ABSTRACT
In an electron energy loss spectrometry (EELS) experiment in a transmission
electron microscope (TEM), fast electrons (in general 80 to 300 keV) are used
as probe particles. Their kinetic energy corresponds to electron velocities of 50
to 80% of the light velocity. One would expect to see relativistic effects in the
experiment. Surprisingly, apart of the replacement of the electron’s rest mass by
the relativistic mass, the non-relativistic quantum mechanical expressions for the
scattering process hold in the majority of cases.1 The incoming electron is almost
exclusively considered as a plane wave. This fast electron may lose energy via
interactions with the sample. For instrumental reasons, the energy range accessible
is situated between 0 and at most 3000 to 4000 eV, with an energy resolution
of 0.1 to 0.2 eV on a monochromated TEM [Egerton (2009)] and 0.7-0.8 eV on
a conventional instrument with a field emission source.
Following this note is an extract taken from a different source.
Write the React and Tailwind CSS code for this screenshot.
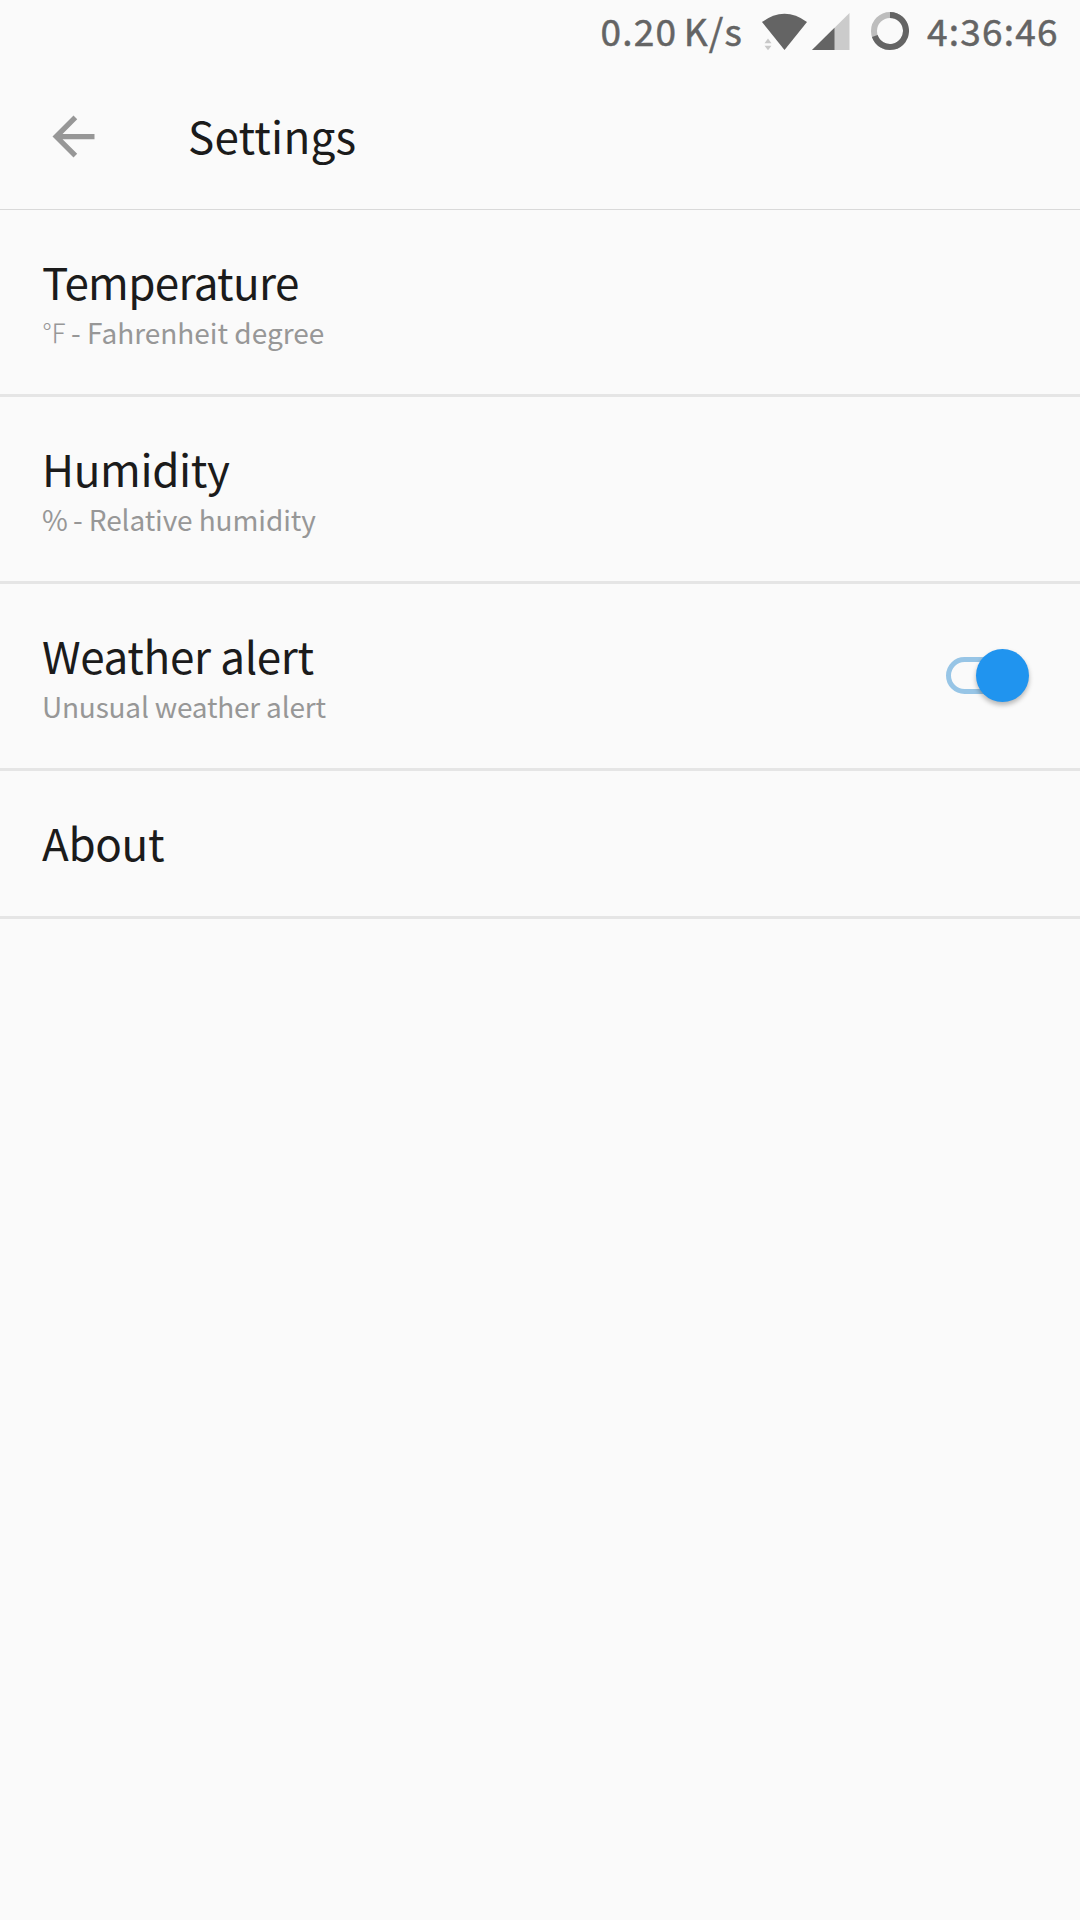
import React from 'react';

const settings = [
  { title: 'Temperature', unit: '℉', unitStyle: 'w-[30px] -ml-px text-[26px] font-light', summary: '- Fahrenheit degree', titleTracking: 'tracking-[-0.68px]', summaryTracking: 'tracking-[0px]' },
  { title: 'Humidity', unit: '%', unitStyle: 'w-[31px]', summary: '- Relative humidity', titleTracking: 'tracking-[-0.35px]', summaryTracking: 'tracking-[-0.1px]' },
  { title: 'Weather alert', summary: 'Unusual weather alert', titleTracking: 'tracking-[-0.35px]', summaryTracking: 'tracking-[-0.2px]', toggle: true },
  { title: 'About', titleTracking: 'tracking-[-0.35px]' },
];

const StatusBar = () => (
  <div className="h-16 flex items-start justify-end pr-[21px] text-[#646464] text-[37px] [-webkit-text-stroke:0.5px_#646464]">
    <span className="leading-[61px] mr-[17px] tracking-[1.2px] [word-spacing:-3px] whitespace-nowrap">0.20 K/s</span>
    <svg className="w-[90px] h-16 shrink-0" viewBox="760 0 90 64">
      <path d="M762 22Q784.500 5.500 807 22L784.500 50Z" fill="#646464" />
      <path d="M764.500 43.200L768 38.500L771.500 43.200ZM764.500 45.800H771.500L768 50.300Z" fill="#c8c8c8" />
      <path d="M812 50L849.500 13V50Z" fill="#cbcbcb" />
      <path d="M812 50L834.500 27.800V50Z" fill="#646464" />
    </svg>
    <svg className="w-[38px] h-16 ml-[21px] shrink-0" viewBox="871 0 38 64">
      <circle cx="890" cy="31" r="16" fill="none" stroke="#bdbdbd" strokeWidth="6" />
      <path d="M890 15A16 16 0 1 1 874.800 36" fill="none" stroke="#646464" strokeWidth="6" />
    </svg>
    <span className="w-[132px] ml-[18px] leading-[61px] tracking-[1.2px] whitespace-nowrap">4:36:46</span>
  </div>
);

const Header = () => (
  <header className="h-[146px] flex items-center pl-[42px] border-b border-[#d9d9d9]">
    <svg className="w-[63px] h-[63px] shrink-0" viewBox="0 0 24 24" fill="#979797">
      <path d="M20 11H7.830l5.590-5.590L12 4l-8 8 8 8 1.410-1.410L7.830 13H20v-2z" />
    </svg>
    <h1 className="ml-[83px] pb-[3px] text-[44px] leading-[60px] tracking-[0.2px] text-[#1b1b1b]">Settings</h1>
  </header>
);

const Toggle = () => (
  <div className="relative w-[83px] h-[53px] flex items-center">
    <div className="w-[70px] h-[37px] rounded-full border-[5px] border-[#97c5e6]" />
    <div className="absolute right-0 top-0 size-[53px] rounded-full bg-[#2094ef] shadow-[0_3px_5px_rgba(0,0,0,0.28)]" />
  </div>
);

const SettingRow = ({ item }) => (
  <div className={`flex justify-between pl-[42px] pr-[51px] border-b-[3px] border-[#e5e5e5] ${item.summary ? 'h-[187px]' : 'h-[148px]'}`}>
    <div className="pt-[42px] whitespace-nowrap">
      <div className={`text-[44px] leading-[58px] text-[#1b1b1b] ${item.titleTracking}`}>{item.title}</div>
      {item.summary && (
        <div className="mt-[2px] flex text-[28px] leading-[40px] text-[#979797]">
          {item.unit && <span className={item.unitStyle}>{item.unit}</span>}
          <span className={item.summaryTracking}>{item.summary}</span>
        </div>
      )}
    </div>
    {item.toggle && (
      <div className="pt-[65px]">
        <Toggle />
      </div>
    )}
  </div>
);

const App = () => (
  <div className="w-full min-h-screen bg-[#fafafa] font-['Noto_Sans_CJK_SC',sans-serif]">
    <StatusBar />
    <Header />
    <main>
      {settings.map((item) => (
        <SettingRow key={item.title} item={item} />
      ))}
    </main>
  </div>
);

export default App;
Phonon scattering is
not accessible via EELS since the energy loss is far too small and these events
are detected together with the very intense peak of the elastic scattering; they
are called quasi-elastic. Therefore the events accessible are only electron-electron
scattering events. Such events are referred to as inelastic as the internal energy
of the target is changed. Figure 1.1 shows a schematic diagram of the possible
scattering events together with an EELS spectrum.